— What this task involves —
Reproduce each line exactly.

- - - - - - -

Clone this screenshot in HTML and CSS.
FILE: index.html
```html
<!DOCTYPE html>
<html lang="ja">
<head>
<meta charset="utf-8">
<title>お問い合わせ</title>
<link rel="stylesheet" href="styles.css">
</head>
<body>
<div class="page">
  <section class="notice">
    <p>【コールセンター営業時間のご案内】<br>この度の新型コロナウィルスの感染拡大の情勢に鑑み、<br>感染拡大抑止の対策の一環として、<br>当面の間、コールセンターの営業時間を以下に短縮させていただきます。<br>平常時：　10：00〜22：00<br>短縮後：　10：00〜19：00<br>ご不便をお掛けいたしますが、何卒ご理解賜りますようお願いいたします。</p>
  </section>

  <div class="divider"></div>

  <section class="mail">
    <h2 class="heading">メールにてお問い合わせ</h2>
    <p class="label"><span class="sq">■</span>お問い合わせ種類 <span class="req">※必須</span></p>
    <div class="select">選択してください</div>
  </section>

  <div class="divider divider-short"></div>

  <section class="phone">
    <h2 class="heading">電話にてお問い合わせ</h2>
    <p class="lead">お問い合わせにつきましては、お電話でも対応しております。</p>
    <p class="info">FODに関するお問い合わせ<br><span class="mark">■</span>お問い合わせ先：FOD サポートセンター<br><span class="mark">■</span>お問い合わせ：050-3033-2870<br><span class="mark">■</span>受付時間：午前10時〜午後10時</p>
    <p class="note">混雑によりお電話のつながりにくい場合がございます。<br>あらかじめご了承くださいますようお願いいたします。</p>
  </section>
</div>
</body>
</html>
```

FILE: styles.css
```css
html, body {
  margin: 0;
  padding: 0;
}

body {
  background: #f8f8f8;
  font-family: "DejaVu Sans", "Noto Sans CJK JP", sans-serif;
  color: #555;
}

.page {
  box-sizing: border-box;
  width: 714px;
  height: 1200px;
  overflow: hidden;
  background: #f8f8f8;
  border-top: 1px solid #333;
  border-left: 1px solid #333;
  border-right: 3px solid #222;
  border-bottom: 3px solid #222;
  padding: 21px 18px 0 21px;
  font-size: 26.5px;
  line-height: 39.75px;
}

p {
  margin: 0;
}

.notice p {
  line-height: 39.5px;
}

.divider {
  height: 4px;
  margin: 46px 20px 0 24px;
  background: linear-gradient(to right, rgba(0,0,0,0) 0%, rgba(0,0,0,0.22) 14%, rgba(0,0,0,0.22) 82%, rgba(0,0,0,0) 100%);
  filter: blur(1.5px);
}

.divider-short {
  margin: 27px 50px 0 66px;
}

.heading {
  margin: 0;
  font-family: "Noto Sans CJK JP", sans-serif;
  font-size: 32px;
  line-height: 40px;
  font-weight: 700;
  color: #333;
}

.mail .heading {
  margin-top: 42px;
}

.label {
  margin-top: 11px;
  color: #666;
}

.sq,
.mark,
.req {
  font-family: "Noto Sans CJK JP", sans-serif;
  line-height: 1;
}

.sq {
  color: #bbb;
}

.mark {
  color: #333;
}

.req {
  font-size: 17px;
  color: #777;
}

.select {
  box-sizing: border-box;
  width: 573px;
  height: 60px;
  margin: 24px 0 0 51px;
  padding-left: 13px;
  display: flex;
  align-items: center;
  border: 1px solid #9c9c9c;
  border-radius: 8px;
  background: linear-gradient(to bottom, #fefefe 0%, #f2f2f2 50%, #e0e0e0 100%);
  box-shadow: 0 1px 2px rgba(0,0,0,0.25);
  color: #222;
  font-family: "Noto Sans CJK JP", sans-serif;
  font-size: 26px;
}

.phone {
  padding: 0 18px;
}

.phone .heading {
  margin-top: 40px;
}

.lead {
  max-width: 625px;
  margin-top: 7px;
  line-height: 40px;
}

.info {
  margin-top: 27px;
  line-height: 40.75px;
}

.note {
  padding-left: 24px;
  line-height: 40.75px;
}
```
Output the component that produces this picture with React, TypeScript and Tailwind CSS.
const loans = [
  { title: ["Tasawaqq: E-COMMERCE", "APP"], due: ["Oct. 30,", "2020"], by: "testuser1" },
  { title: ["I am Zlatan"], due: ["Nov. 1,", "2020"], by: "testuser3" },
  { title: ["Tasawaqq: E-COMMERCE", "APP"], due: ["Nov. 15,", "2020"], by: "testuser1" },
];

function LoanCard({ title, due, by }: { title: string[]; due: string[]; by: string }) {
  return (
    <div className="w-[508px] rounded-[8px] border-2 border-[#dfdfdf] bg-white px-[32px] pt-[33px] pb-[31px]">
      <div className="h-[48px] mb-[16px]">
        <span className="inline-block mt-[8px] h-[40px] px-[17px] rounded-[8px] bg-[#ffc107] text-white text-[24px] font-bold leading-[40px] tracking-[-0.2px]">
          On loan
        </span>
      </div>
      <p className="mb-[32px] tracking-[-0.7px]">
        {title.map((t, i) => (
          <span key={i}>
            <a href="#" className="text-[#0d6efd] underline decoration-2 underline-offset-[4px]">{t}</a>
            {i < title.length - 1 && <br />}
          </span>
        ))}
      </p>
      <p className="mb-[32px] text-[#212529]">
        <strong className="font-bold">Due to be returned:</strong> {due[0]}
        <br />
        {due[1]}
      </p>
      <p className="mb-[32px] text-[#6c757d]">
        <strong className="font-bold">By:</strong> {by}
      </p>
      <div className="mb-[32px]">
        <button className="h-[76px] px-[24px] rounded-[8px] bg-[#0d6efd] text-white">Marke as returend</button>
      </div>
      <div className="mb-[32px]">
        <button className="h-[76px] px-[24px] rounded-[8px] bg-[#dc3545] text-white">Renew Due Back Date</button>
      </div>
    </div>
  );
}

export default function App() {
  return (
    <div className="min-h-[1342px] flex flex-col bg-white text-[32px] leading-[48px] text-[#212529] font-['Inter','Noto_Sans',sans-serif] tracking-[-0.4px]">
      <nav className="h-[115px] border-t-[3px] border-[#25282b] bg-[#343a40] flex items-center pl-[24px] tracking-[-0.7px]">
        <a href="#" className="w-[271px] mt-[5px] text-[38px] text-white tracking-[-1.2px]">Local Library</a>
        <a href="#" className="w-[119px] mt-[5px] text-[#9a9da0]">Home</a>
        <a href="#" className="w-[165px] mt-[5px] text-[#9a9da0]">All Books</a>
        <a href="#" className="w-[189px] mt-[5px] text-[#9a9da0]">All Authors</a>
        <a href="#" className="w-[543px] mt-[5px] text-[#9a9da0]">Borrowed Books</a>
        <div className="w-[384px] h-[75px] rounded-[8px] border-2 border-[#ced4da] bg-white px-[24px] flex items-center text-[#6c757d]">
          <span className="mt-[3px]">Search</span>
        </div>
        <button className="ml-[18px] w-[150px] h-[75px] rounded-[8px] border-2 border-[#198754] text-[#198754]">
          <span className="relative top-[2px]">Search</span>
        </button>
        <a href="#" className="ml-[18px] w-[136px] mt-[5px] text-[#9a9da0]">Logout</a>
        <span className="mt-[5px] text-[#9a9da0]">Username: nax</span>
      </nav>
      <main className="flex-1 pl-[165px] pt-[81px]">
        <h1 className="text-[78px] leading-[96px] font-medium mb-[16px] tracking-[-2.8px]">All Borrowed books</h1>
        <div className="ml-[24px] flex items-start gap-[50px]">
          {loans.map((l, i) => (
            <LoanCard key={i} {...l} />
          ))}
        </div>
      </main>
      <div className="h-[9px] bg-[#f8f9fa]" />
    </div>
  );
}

- - - - - - -

— Full output —
Clone this screenshot in HTML and CSS.
FILE: index.html
```html
<!DOCTYPE html>
<html lang="ja">
<head>
<meta charset="utf-8">
<title>お問い合わせ</title>
<link rel="stylesheet" href="styles.css">
</head>
<body>
<div class="page">
  <section class="notice">
    <p>【コールセンター営業時間のご案内】<br>この度の新型コロナウィルスの感染拡大の情勢に鑑み、<br>感染拡大抑止の対策の一環として、<br>当面の間、コールセンターの営業時間を以下に短縮させていただきます。<br>平常時：　10：00〜22：00<br>短縮後：　10：00〜19：00<br>ご不便をお掛けいたしますが、何卒ご理解賜りますようお願いいたします。</p>
  </section>

  <div class="divider"></div>

  <section class="mail">
    <h2 class="heading">メールにてお問い合わせ</h2>
    <p class="label"><span class="sq">■</span>お問い合わせ種類 <span class="req">※必須</span></p>
    <div class="select">選択してください</div>
  </section>

  <div class="divider divider-short"></div>

  <section class="phone">
    <h2 class="heading">電話にてお問い合わせ</h2>
    <p class="lead">お問い合わせにつきましては、お電話でも対応しております。</p>
    <p class="info">FODに関するお問い合わせ<br><span class="mark">■</span>お問い合わせ先：FOD サポートセンター<br><span class="mark">■</span>お問い合わせ：050-3033-2870<br><span class="mark">■</span>受付時間：午前10時〜午後10時</p>
    <p class="note">混雑によりお電話のつながりにくい場合がございます。<br>あらかじめご了承くださいますようお願いいたします。</p>
  </section>
</div>
</body>
</html>
```

FILE: styles.css
```css
html, body {
  margin: 0;
  padding: 0;
}

body {
  background: #f8f8f8;
  font-family: "DejaVu Sans", "Noto Sans CJK JP", sans-serif;
  color: #555;
}

.page {
  box-sizing: border-box;
  width: 714px;
  height: 1200px;
  overflow: hidden;
  background: #f8f8f8;
  border-top: 1px solid #333;
  border-left: 1px solid #333;
  border-right: 3px solid #222;
  border-bottom: 3px solid #222;
  padding: 21px 18px 0 21px;
  font-size: 26.5px;
  line-height: 39.75px;
}

p {
  margin: 0;
}

.notice p {
  line-height: 39.5px;
}

.divider {
  height: 4px;
  margin: 46px 20px 0 24px;
  background: linear-gradient(to right, rgba(0,0,0,0) 0%, rgba(0,0,0,0.22) 14%, rgba(0,0,0,0.22) 82%, rgba(0,0,0,0) 100%);
  filter: blur(1.5px);
}

.divider-short {
  margin: 27px 50px 0 66px;
}

.heading {
  margin: 0;
  font-family: "Noto Sans CJK JP", sans-serif;
  font-size: 32px;
  line-height: 40px;
  font-weight: 700;
  color: #333;
}

.mail .heading {
  margin-top: 42px;
}

.label {
  margin-top: 11px;
  color: #666;
}

.sq,
.mark,
.req {
  font-family: "Noto Sans CJK JP", sans-serif;
  line-height: 1;
}

.sq {
  color: #bbb;
}

.mark {
  color: #333;
}

.req {
  font-size: 17px;
  color: #777;
}

.select {
  box-sizing: border-box;
  width: 573px;
  height: 60px;
  margin: 24px 0 0 51px;
  padding-left: 13px;
  display: flex;
  align-items: center;
  border: 1px solid #9c9c9c;
  border-radius: 8px;
  background: linear-gradient(to bottom, #fefefe 0%, #f2f2f2 50%, #e0e0e0 100%);
  box-shadow: 0 1px 2px rgba(0,0,0,0.25);
  color: #222;
  font-family: "Noto Sans CJK JP", sans-serif;
  font-size: 26px;
}

.phone {
  padding: 0 18px;
}

.phone .heading {
  margin-top: 40px;
}

.lead {
  max-width: 625px;
  margin-top: 7px;
  line-height: 40px;
}

.info {
  margin-top: 27px;
  line-height: 40.75px;
}

.note {
  padding-left: 24px;
  line-height: 40.75px;
}
```
Output the component that produces this picture with React, TypeScript and Tailwind CSS.
const loans = [
  { title: ["Tasawaqq: E-COMMERCE", "APP"], due: ["Oct. 30,", "2020"], by: "testuser1" },
  { title: ["I am Zlatan"], due: ["Nov. 1,", "2020"], by: "testuser3" },
  { title: ["Tasawaqq: E-COMMERCE", "APP"], due: ["Nov. 15,", "2020"], by: "testuser1" },
];

function LoanCard({ title, due, by }: { title: string[]; due: string[]; by: string }) {
  return (
    <div className="w-[508px] rounded-[8px] border-2 border-[#dfdfdf] bg-white px-[32px] pt-[33px] pb-[31px]">
      <div className="h-[48px] mb-[16px]">
        <span className="inline-block mt-[8px] h-[40px] px-[17px] rounded-[8px] bg-[#ffc107] text-white text-[24px] font-bold leading-[40px] tracking-[-0.2px]">
          On loan
        </span>
      </div>
      <p className="mb-[32px] tracking-[-0.7px]">
        {title.map((t, i) => (
          <span key={i}>
            <a href="#" className="text-[#0d6efd] underline decoration-2 underline-offset-[4px]">{t}</a>
            {i < title.length - 1 && <br />}
          </span>
        ))}
      </p>
      <p className="mb-[32px] text-[#212529]">
        <strong className="font-bold">Due to be returned:</strong> {due[0]}
        <br />
        {due[1]}
      </p>
      <p className="mb-[32px] text-[#6c757d]">
        <strong className="font-bold">By:</strong> {by}
      </p>
      <div className="mb-[32px]">
        <button className="h-[76px] px-[24px] rounded-[8px] bg-[#0d6efd] text-white">Marke as returend</button>
      </div>
      <div className="mb-[32px]">
        <button className="h-[76px] px-[24px] rounded-[8px] bg-[#dc3545] text-white">Renew Due Back Date</button>
      </div>
    </div>
  );
}

export default function App() {
  return (
    <div className="min-h-[1342px] flex flex-col bg-white text-[32px] leading-[48px] text-[#212529] font-['Inter','Noto_Sans',sans-serif] tracking-[-0.4px]">
      <nav className="h-[115px] border-t-[3px] border-[#25282b] bg-[#343a40] flex items-center pl-[24px] tracking-[-0.7px]">
        <a href="#" className="w-[271px] mt-[5px] text-[38px] text-white tracking-[-1.2px]">Local Library</a>
        <a href="#" className="w-[119px] mt-[5px] text-[#9a9da0]">Home</a>
        <a href="#" className="w-[165px] mt-[5px] text-[#9a9da0]">All Books</a>
        <a href="#" className="w-[189px] mt-[5px] text-[#9a9da0]">All Authors</a>
        <a href="#" className="w-[543px] mt-[5px] text-[#9a9da0]">Borrowed Books</a>
        <div className="w-[384px] h-[75px] rounded-[8px] border-2 border-[#ced4da] bg-white px-[24px] flex items-center text-[#6c757d]">
          <span className="mt-[3px]">Search</span>
        </div>
        <button className="ml-[18px] w-[150px] h-[75px] rounded-[8px] border-2 border-[#198754] text-[#198754]">
          <span className="relative top-[2px]">Search</span>
        </button>
        <a href="#" className="ml-[18px] w-[136px] mt-[5px] text-[#9a9da0]">Logout</a>
        <span className="mt-[5px] text-[#9a9da0]">Username: nax</span>
      </nav>
      <main className="flex-1 pl-[165px] pt-[81px]">
        <h1 className="text-[78px] leading-[96px] font-medium mb-[16px] tracking-[-2.8px]">All Borrowed books</h1>
        <div className="ml-[24px] flex items-start gap-[50px]">
          {loans.map((l, i) => (
            <LoanCard key={i} {...l} />
          ))}
        </div>
      </main>
      <div className="h-[9px] bg-[#f8f9fa]" />
    </div>
  );
}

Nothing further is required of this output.